Parachat Emor, Lag Baomer – C’est du sommet que l’on contemple la splendeur de la simplicité

Parachat Emor, Lag Baomer – C’est du sommet que l’on contemple la splendeur de la simplicité

Quand la grandeur du juste le porte discrètement au-dessus du commun

En contemplant la personnalité fascinante de Rabbi Chimon Bar Yohaï et sa relation à son entourage, se dessine au premier regard le portrait d’un juste d’exception, semblant s’élever au-dessus de son peuple. Lui-même le confie dans le Talmud (Souca 49b) : « J’ai vu les ‘bnei aliya’, les hommes de haute élévation spirituelle, et ils sont bien peu nombreux. S’ils sont mille, mon fils et moi en faisons partie ; s’ils sont cent, mon fils et moi en faisons partie ; s’ils sont deux, mon fils et moi sommes ces deux-là. » Ces mots tracent l’image d’un être se percevant comme membre d’un cercle restreint d’âmes d’exception. Un épisode du Talmud Yerouchalmi (Sanhédrin 1,19) prolonge cette impression : quand Rabbi Akiva désigna son disciple Rabbi Meïr, le visage de Rabbi Chimon s’assombrit, jusqu’à ce que Rabbi Akiva le réconforte avec délicatesse : « Il te suffit que moi et ton Créateur connaissons ta valeur. »

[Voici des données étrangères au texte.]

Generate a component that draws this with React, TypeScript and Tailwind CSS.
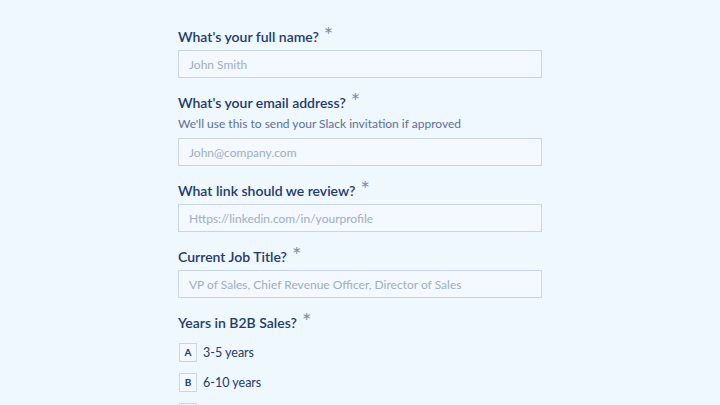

Cette exigence se retrouve dans la conception que Rabbi Chimon se fait de l’étude de la Torah : selon lui, l’homme doit lui consacrer tout son temps, laissant à d’autres le soin des tâches matérielles. Cependant, la Guemara (Berakhot 35b) rapporte les paroles d’Abayé, qui tempère cette vision : « Beaucoup ont suivi la voie de Rabbi Yishmaël – et ont réussi ; celle de Rabbi Chimon Bar Yohaï – et n’ont pas réussi. » Ainsi, la voie d’un engagement absolu dans l’étude convient surtout à une minorité d’élus, tandis que la majorité doit rechercher un équilibre entre la spiritualité et le travail.

Le célèbre récit du Talmud (Chabbat 33b) illustre ce trait. Après douze ans passés dans une grotte, Rabbi Chimon et son fils découvrent à leur sortie des hommes travaillant la terre. Leur réaction ardente – « Ils abandonnent la vie éternelle pour se consacrer à la vie éphémère ! » – provoque la destruction, par leur simple regard, de tout ce qu’ils voient. Ce n’est qu’après une année supplémentaire d’isolement, et leur retour dans le monde, qu’ils porteront un regard plus tolérant et compréhensif sur la réalité matérielle.

Méron : De la sphère privilégiée à la ferveur populaire

Malgré ce parcours singulier, il est fascinant de constater comment, au fil des générations – et particulièrement à partir du XVIe siècle – la figure de Rabbi Chimon, d’abord réservée à un cercle restreint, est devenue un point de convergence pour tout Israël, rassemblant sages comme gens simples.

Ce phénomène culmine lors du pèlerinage sur sa tombe à Méron le jour de Lag BaOmer, où Rabbi Chimon incarne le lien direct avec le juste, l’adresse vers laquelle se tournent les prières, les détresses et l’espoir de yéchouot – une dynamique qui perdure jusqu’aujourd’hui.

La rencontre avec le monde : une leçon d’humilité

Pour tenter d’expliquer la portée de cette évolution, il convient de revenir à un épisode marquant : lors de leur seconde sortie de la grotte, Rabbi Chimon et son fils croisent un vieil homme courant à l’approche du Chabbat, portant deux bouquets de myrte, l’un pour « Zakhor » (souviens-toi), l’autre pour « Chamor » (garde) – les deux injonctions du Chabbat. À cette vue, Rabbi Chimon s’exclame en direction de son fils : « Vois combien les mitsvot sont précieuses pour Israël ! », et son cœur s’apaise.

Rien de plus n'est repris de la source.